With “Brüno” #1 at the U.S. box office, it may be time to mention that probably the first use of the word “gay” in a mainstream American film to denote something other than happiness came from an unlikely source. Director Howard Hawks is best known for films celebrating traditional masculine values, populated by tough, lovable guys and emotionally strong, super sexy women. (My DVD review of “El Dorado” starring John Wayne and Robert Mitchum covers a late example.) Epitome of movie guyness that he was, Hawks nevertheless had no problem playing with sexuality/gender roles just a bit in the 1938 screwball romantic comedy classic, “Bringing Up Baby“.

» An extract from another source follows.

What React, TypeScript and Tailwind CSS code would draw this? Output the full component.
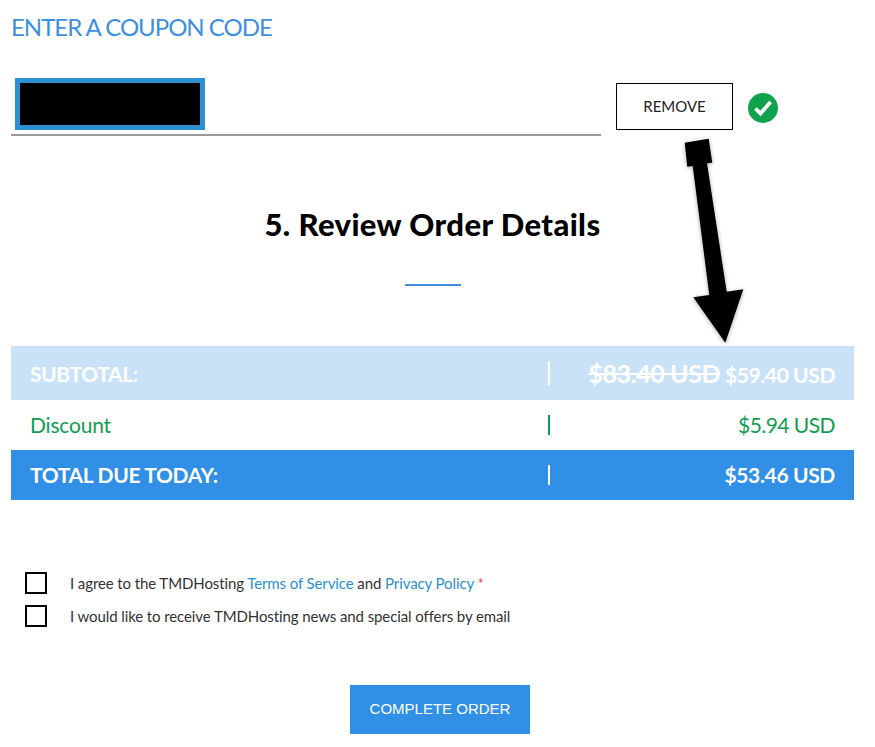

Fifteen years later, making the iconic Marilyn Monroe musical, “Gentlemen Prefer Blondes,” Hawks, who had never made a musical, decided to have famed choreographer Jack Cole direct all the musical sequences. As far as I can tell, he was delighted to let Cole really gay it up in this famed scene featuring the ultra-hot brunette Jane Russell, who was an even bigger sex symbol at the time than Monroe and received top billing. It was a reasonably safe move because, in those very pre-gay liberation days, homosexual innuendo flew right by most audience members. Besides, with Russell around, few straight males of the time were going to notice much of anything else.